Margaret Keenan, who a year ago became the first person to have a Covid jab, has urged people to get a vaccination.
The 91-year-old said: “The best Christmas present I could have is being in good health and having had the jab and feeling free from this horrible virus.”
The grandmother, who has also already also had her booster and flu jabs, described being a global name as “wonderful”.
Margaret – known as Maggie – was speaking at University Hospital Coventry, the place where a year ago, to the day, on December 8 last year, she became the first person to have a jab as part of a mass vaccine rollout.
She was joined by the matron who delivered the jab, May Parsons, who warned that unvaccinated young people and pregnant women were “gambling with their lives” by not getting vaccinated – urging them to come forward.
Looking back on the historic jab, Margaret – a mother of two and grandmother of four from Coventry in the West Midlands – said: “It felt great, honestly, I could not believe that things went so well, afterwards.
“At the time I wasn’t feeling good but once I got that jab and things started to be better, so I had a wonderful year – thanks to the NHS.”
Mrs Keenan has lived in Coventry for more than 60 years but is originally from Enniskillen, Northern Ireland.
Speaking about people who had not yet had any jab, she said: “It’s amazing how many people don’t want it
“I don’t know why because they should have it… everybody should have the jab.”
The nonagenarian, who only retired from her job working in a jeweller’s six years ago, added: “I hope I’m a good example, skipping down the road.”
Posters of Mrs Keenan and Ms Parsons, marking the moment the historic first jab was delivered, are dotted all over the hospital.
The matron, who is in charge of hospital’s Covid wards, came close to tears as she urged unvaccinated people to have a jab, saying too many unprotected people were dying on the wards.
She described them as “gambling with their lives”, adding “this could have been avoided if they’d just had the vaccine.”
“I manage Covid wards in this trust.
“And just the amount of Covid patients that we’re getting who are young and fit and healthy, with no medical history, being really terribly ill with Covid.
“Also pregnant and young – unvaccinated.
“Those are the people I would like to reach out to and find out the reasons why they are not having it, because they’re gambling with their lives.

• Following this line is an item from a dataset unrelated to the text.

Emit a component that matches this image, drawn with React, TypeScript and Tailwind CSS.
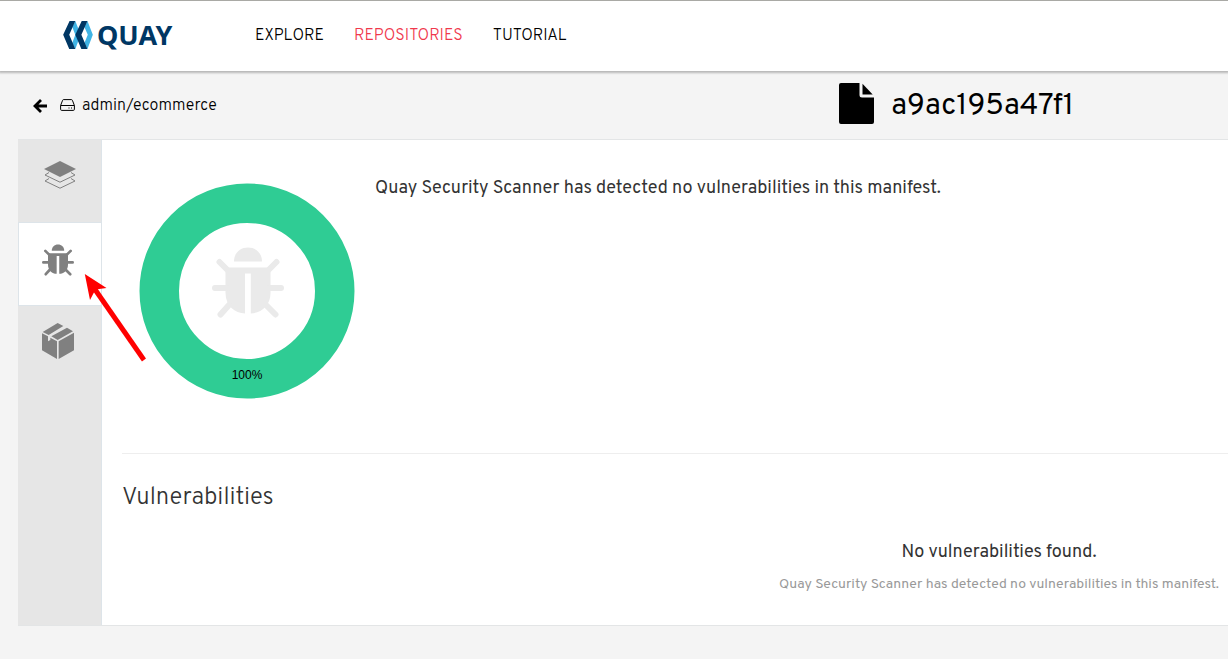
import type { ReactNode } from 'react';

const links = [
  { label: 'EXPLORE', active: false },
  { label: 'REPOSITORIES', active: true },
  { label: 'TUTORIAL', active: false },
];

function QuayMark() {
  return (
    <svg viewBox="0 0 88 83" className="h-7 w-[30px]" aria-hidden="true">
      <path fill="#40b4e5" d="M36 0 52 41 36 83 27 65 36 41 27 18zM72 0 88 41 72 83 63 65 73 41 63 18z" />
      <path fill="#003764" d="M19 0H36L18 41 36 83H18L0 41zM55 0H72L54 41 72 83H54L36 41z" />
    </svg>
  );
}

function LayersIcon() {
  return (
    <svg viewBox="0 0 32 28" className="h-7 w-8" fill="none" stroke="#808080" aria-hidden="true">
      <path d="M16 0 32 8 16 16 0 8z" fill="#808080" stroke="none" />
      <path d="M5 11.5 1 14 16 21.2 31 14 27 11.5M5 17.5 1 20 16 27.2 31 20 27 17.5" />
    </svg>
  );
}

function BugIcon({ className }: { className: string }) {
  return (
    <svg viewBox="0 0 72 71" className={className} fill="currentColor" aria-hidden="true">
      <path d="M22 14.5C22 6 28 .5 36 .5S50 6 50 14.5z" />
      <path d="M13.5 20.5H58.5V46C58.5 59 49 66 38.8 66.5V26.5H33V66.5C23 66 13.5 59 13.5 46z" />
      <path
        d="M7.5 15 16 23.5M64.5 15 56 23.5M3 41H15M57 41H69M17 58 8.500 67.500M54 58 63.500 67.500"
        fill="none"
        stroke="currentColor"
        strokeWidth="6"
        strokeLinecap="round"
      />
    </svg>
  );
}

function PackageIcon() {
  return (
    <svg viewBox="0 0 96 108" className="h-9 w-8" fill="#808080" aria-hidden="true">
      <path d="M47 0 64 9 20 36 2 27zM75 14 93 25 47 51 28 40z" />
      <path d="M0 31 18 40V55L25 51V44L45 55V108L0 82zM50 55 96 29V82L50 108z" />
    </svg>
  );
}

function Tab({ label, active, children }: { label: string; active?: boolean; children: ReactNode }) {
  return (
    <button
      type="button"
      role="tab"
      aria-selected={!!active}
      aria-label={label}
      className={
        active
          ? 'flex h-[84px] w-full items-center justify-center border-y border-l border-[#dde4e9] bg-white pr-1 pb-2 text-[#808080]'
          : 'flex h-[82px] w-full items-center justify-center pb-3 text-[#808080]'
      }
    >
      {children}
    </button>
  );
}

export default function App() {
  return (
    <div className="relative min-h-screen overflow-x-hidden bg-[#f4f4f4] font-['Overpass','Roboto',sans-serif] text-[#333]">
      <header className="relative flex h-[71px] items-center border-t border-[#a9a9a5] bg-white pb-0.5 pl-[63px] shadow-[0_1px_2px_1px_rgba(0,0,0,0.25)]">
        <a href="#home" aria-label="Quay home" className="flex w-[192px] items-center gap-1">
          <QuayMark />
          <span className="font-['Noto_Sans',sans-serif] text-[27px] leading-7 font-bold text-[#003764]">QUAY</span>
        </a>
        <nav className="flex gap-[30px] pt-0.5 text-base leading-5 font-light">
          {links.map((link) => (
            <a key={link.label} href="#nav" className={link.active ? 'text-[#f0384c]' : 'text-black'}>
              {link.label}
            </a>
          ))}
        </nav>
      </header>

      <div className="flex h-[68px] items-center justify-between pr-[154px] pl-[33px] text-black">
        <div className="flex items-center">
          <a href="#back" aria-label="Back" className="pt-0.5">
            <svg viewBox="0 0 14 14" className="h-3.5 w-3.5" fill="none" stroke="currentColor" strokeWidth="2.8" aria-hidden="true">
              <path d="M8 1 2 7 8 13M2.500 7H14" />
            </svg>
          </a>
          <a href="#repository" className="ml-[13px] flex items-center gap-[7px] text-base leading-5 font-light">
            <svg viewBox="0 0 15 12" className="h-3 w-[15px]" fill="none" stroke="currentColor" aria-hidden="true">
              <path d="M.6 6.500 2.600 1.300Q2.800.6 3.600.6H11.400Q12.200.6 12.400 1.300L14.400 6.500V10.300Q14.400 11.400 13.300 11.400H1.700Q.6 11.400.6 10.300zM.6 6.500H14.400" />
              <path d="M8.500 9h1M11 9h1" />
            </svg>
            <span className="pt-0.5">admin/ecommerce</span>
          </a>
        </div>
        <h1 className="flex items-center gap-[17px] pb-1 text-[30px] leading-9">
          <svg viewBox="0 0 35 41" className="h-[41px] w-[35px]" fill="currentColor" aria-hidden="true">
            <path d="M2 0H20.500V12Q20.500 14.500 23 14.500H35V39Q35 41 33 41H2Q0 41 0 39V2Q0 0 2 0z" />
            <path d="M23.500.8 33.700 11.500H23.500z" />
          </svg>
          <span className="pt-2">a9ac195a47f1</span>
        </h1>
      </div>

      <main className="ml-[18px] flex border-y border-[#e3e5e6] bg-white">
        <div role="tablist" aria-orientation="vertical" className="w-[84px] shrink-0 border-r border-[#dde4e9] bg-[#e6e6e6]">
          <Tab label="Layers">
            <LayersIcon />
          </Tab>
          <Tab label="Security scan" active>
            <BugIcon className="h-8 w-8" />
          </Tab>
          <Tab label="Packages">
            <span className="pr-1">
              <PackageIcon />
            </span>
          </Tab>
        </div>

        <div className="min-w-0 flex-1 pb-[30px] pl-5">
          <section className="flex gap-5 border-b border-[#eee] pt-[43px] pb-[54px] pl-[17px]">
            <svg viewBox="0 0 216 216" className="h-[216px] w-[216px] shrink-0" role="img" aria-label="100% passed">
              <circle cx="108" cy="108" r="87.75" fill="none" stroke="#2fcc94" strokeWidth="39.5" />
              <g transform="translate(73 64)">
                <svg width="72" height="71" className="text-[#eaeaea]">
                  <BugIcon className="" />
                </svg>
              </g>
              <text x="108" y="196" textAnchor="middle" className="fill-black font-['Liberation_Sans',sans-serif] text-xs">
                100%
              </text>
            </svg>
            <h2 className="-mt-1.5 text-lg leading-6">
              Quay Security Scanner has detected no vulnerabilities in this manifest.
            </h2>
          </section>

          <section className="pt-[30px]">
            <h3 className="text-2xl leading-7 font-light">Vulnerabilities</h3>
            <div className="mt-[29px] flex justify-end pr-[9px]">
              <div className="text-center">
                <p className="text-lg leading-6">No vulnerabilities found.</p>
                <p className="mt-2.5 text-sm leading-5 text-[#999]">
                  Quay Security Scanner has detected no vulnerabilities in this manifest.
                </p>
              </div>
            </div>
          </section>
        </div>
      </main>

      <svg viewBox="0 0 62 88" className="pointer-events-none absolute top-[274px] left-[84px] h-[88px] w-[62px]" aria-hidden="true">
        <path d="M10 14 60 86" stroke="#f00" strokeWidth="5" />
        <path d="M.8 0 22.500 14 11.500 15.500 6 26z" fill="#f00" />
      </svg>
    </div>
  );
}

“The amount of people we have seen that are young and pregnant, and aren’t vaccinated, dying for the virus is just not right.”
She added: “The respiratory wards haven’t had any let up in terms of Covid numbers it’s always been Covid in my ward and it’s even more difficult now.
“We are also seeing young people that shouldn’t be there, and also seeing pregnant women that also shouldn’t be there.
“I feel personally, is there anything that I could have done more in terms of pushing the vaccine to these young people or to people who think they’re fit and healthy and the virus isn’t going to touch them?
“It’s a really difficult scene to see people – with their lives in front of them – be devastated by the virus.
“You’ll get a lot of statements from them saying ‘I wish I’d had the vaccine’.
“But by that time, even if I give them 100 vaccines it isn’t going to work.”
She said: “It is having that insight, having to see that day in, day out, it’s a really heartbreaking time.”
NHS chief executive Amanda Pritchard said: “Maggie’s jab marked the launch of the world’s first national vaccination programme – watched around the globe it was a moment of hope after months of fear.”
She added the mass rollout had now delivered nearly 100 million jabs in England, but urged people to apply to become one of 10,000 new staff needed by the NHS to help with the next phase of delivering booster injections.